What is Micro-batch Processing?
Micro-batch Processing refers to a data processing approach that operates on small, predefined batches of data at regular intervals. It combines the benefits of both batch processing and real-time processing.
Unlike traditional batch processing, which processes large volumes of data in one go, micro-batch processing breaks the data into smaller chunks or micro-batches. Each micro-batch is processed independently and sequentially, allowing for efficient parallel processing.
Micro-batch processing is commonly used in distributed computing environments to enable scalable and fault-tolerant data processing.
How Micro-batch Processing Works?
In micro-batch processing, data is collected and grouped into small batches based on predefined intervals or triggers. These intervals can be as short as a few seconds or minutes, depending on the specific use case.
Once a micro-batch is formed, it is processed by a distributed processing framework or platform. The processing can involve various operations such as data transformations, aggregations, filtering, and analytics.
Micro-batch processing takes advantage of parallel computing capabilities to distribute the processing workload across multiple nodes or clusters. This allows for efficient utilization of resources and faster processing.
Why Micro-batch Processing is Important?
Micro-batch processing offers several benefits for businesses and data processing:
- Near real-time processing: Unlike traditional batch processing, micro-batch processing provides a near real-time data processing capability. This enables businesses to obtain more timely insights and make data-driven decisions faster.
- Scalability: Micro-batch processing can easily scale horizontally by adding more processing nodes or clusters. This scalability ensures efficient processing of large volumes of data, even in high-velocity data environments.

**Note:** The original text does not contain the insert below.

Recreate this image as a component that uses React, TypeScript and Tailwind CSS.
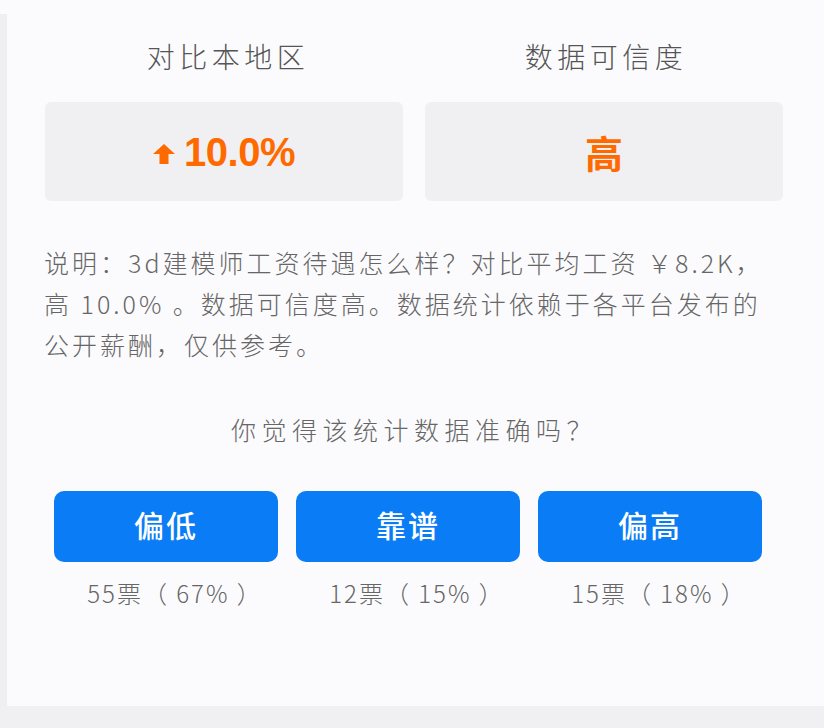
import React from 'react';

const votes = [
  { label: '偏低', count: '55票（ 67% ）' },
  { label: '靠谱', count: '12票（ 15% ）' },
  { label: '偏高', count: '15票（ 18% ）' },
];

function UpArrow() {
  return (
    <svg width="22" height="20" viewBox="0 0 22 20" className="mr-[9px] mt-[5px]">
      <path d="M11 0 L22 10 L15.5 10 L15.5 20 L6.5 20 L6.5 10 L0 10 Z" fill="#ff6a00" />
    </svg>
  );
}

export default function App() {
  return (
    <div
      className="w-[824px] h-[728px] bg-[#fbfbfd] flex flex-col overflow-hidden"
      style={{ fontFamily: '"Noto Sans CJK SC", "Liberation Sans", sans-serif' }}
    >
      <div className="flex flex-1">
        {/* left edge strip */}
        <div className="w-[7px] shrink-0 mt-[14px] bg-[#efeff2]" />

        <div className="flex-1 min-w-0 pl-[38px] pr-[41px] pt-[34px]">
          {/* comparison cards */}
          <div className="grid grid-cols-2 gap-[22px]">
            <div className="flex flex-col items-center">
              <div className="text-[28px] font-light leading-[44px] tracking-[4.5px] text-[#555] pl-[8px]">对比本地区</div>
              <div className="mt-[24px] h-[99px] w-full rounded-[6px] bg-[#f0f0f3] flex items-center justify-center">
                <UpArrow />
                <span
                  className="text-[40px] font-bold text-[#ff6a00] tracking-[-0.5px]"
                  style={{ fontFamily: '"Liberation Sans", Arial, sans-serif' }}
                >
                  10.0%
                </span>
              </div>
            </div>
            <div className="flex flex-col items-center">
              <div className="text-[28px] font-light leading-[44px] tracking-[4.5px] text-[#555] pl-[4px]">数据可信度</div>
              <div className="mt-[24px] h-[99px] w-full rounded-[6px] bg-[#f0f0f3] flex items-center justify-center">
                <span className="text-[38px] font-bold text-[#ff6a00]">高</span>
              </div>
            </div>
          </div>

          {/* description */}
          <div className="mt-[41px] text-[25px] font-light leading-[41px] tracking-[3px] text-[#666] ml-[-1px] whitespace-nowrap">
            <div>说明：3d建模师工资待遇怎么样？对比平均工资 ￥8.2K，</div>
            <div>高 10.0% 。数据可信度高。数据统计依赖于各平台发布的</div>
            <div>公开薪酬，仅供参考。</div>
          </div>

          {/* question */}
          <div className="mt-[46px] text-center text-[25px] font-light leading-[36px] tracking-[5.5px] text-[#666]">
            你觉得该统计数据准确吗？
          </div>

          {/* vote buttons */}
          <div className="mt-[44px] ml-[9px] flex gap-[18px]">
            {votes.map((v) => (
              <div key={v.label} className="w-[224px] flex flex-col items-center">
                <button className="w-full h-[71px] rounded-[10px] bg-[#0a7cf5] text-white text-[30px] font-medium tracking-[2px] flex items-center justify-center pb-[4px]">
                  {v.label}
                </button>
                <div className="mt-[13px] pl-[18px] text-[24px] font-light leading-[36px] tracking-[2px] text-[#666]">{v.count}</div>
              </div>
            ))}
          </div>
        </div>
      </div>
      {/* bottom strip */}
      <div className="h-[22px] bg-[#f0f0f2]" />
    </div>
  );
}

- Fault tolerance: Micro-batch processing frameworks often provide built-in fault tolerance mechanisms. In case of node failures or errors, the processing can be automatically retried or redirected to ensure data integrity and reliability.
- Cost-effectiveness: By processing data in smaller batches, businesses can optimize resource utilization and reduce infrastructure costs compared to continuously running real-time processing systems.
The Most Important Micro-batch Processing Use Cases
Micro-batch processing finds applications in various domains, including:
- Streaming analytics: Micro-batch processing enables real-time analytics on streaming data sources, allowing businesses to gain timely insights and take immediate actions.
- Data integration and ETL: Micro-batch processing is used for data integration and Extract, Transform, Load (ETL) operations, where data from multiple sources is consolidated, transformed, and loaded into a target system.
- Continuous data processing: Use cases that require continuous processing of data streams, such as fraud detection, anomaly detection, and monitoring systems, benefit from micro-batch processing's near real-time processing capabilities.
- Data warehousing and analytics: Micro-batch processing is used for regular updates of data warehouses and performing analytics on large datasets. It allows businesses to keep their analytical systems up to date with the latest data.
Related Technologies or Terms
Micro-batch processing is closely related to other data processing terms and technologies, including:
- Batch Processing: While micro-batch processing operates on smaller batches, traditional batch processing processes large volumes of data in one go.
- Real-time Processing: Real-time processing aims to process data as soon as it arrives, providing immediate results. Micro-batch processing combines the benefits of both real-time and batch processing.
- Streaming Processing: Streaming processing deals with the continuous processing of data streams in near real-time. Micro-batch processing can be seen as a variant of streaming processing with predefined batch intervals.
Why Dremio Users Would be Interested in Micro-batch Processing?
Dremio users can benefit from micro-batch processing in several ways:
- Near real-time analytics: Micro-batch processing allows Dremio users to perform near real-time analytics on their data, enabling faster insights and decision-making.
- Scalability and fault tolerance: Dremio's distributed architecture, coupled with micro-batch processing, enables scalable and fault-tolerant data processing, ensuring efficient utilization of resources.
- Data integration and ETL: Micro-batch processing in Dremio can be utilized for data integration, ETL operations, and continuous data processing, ensuring the availability of updated and transformed data for analytics.
- Data warehousing and analytics: Dremio users can leverage micro-batch processing for regular updates of their data warehouses and performing real-time analytics on large datasets.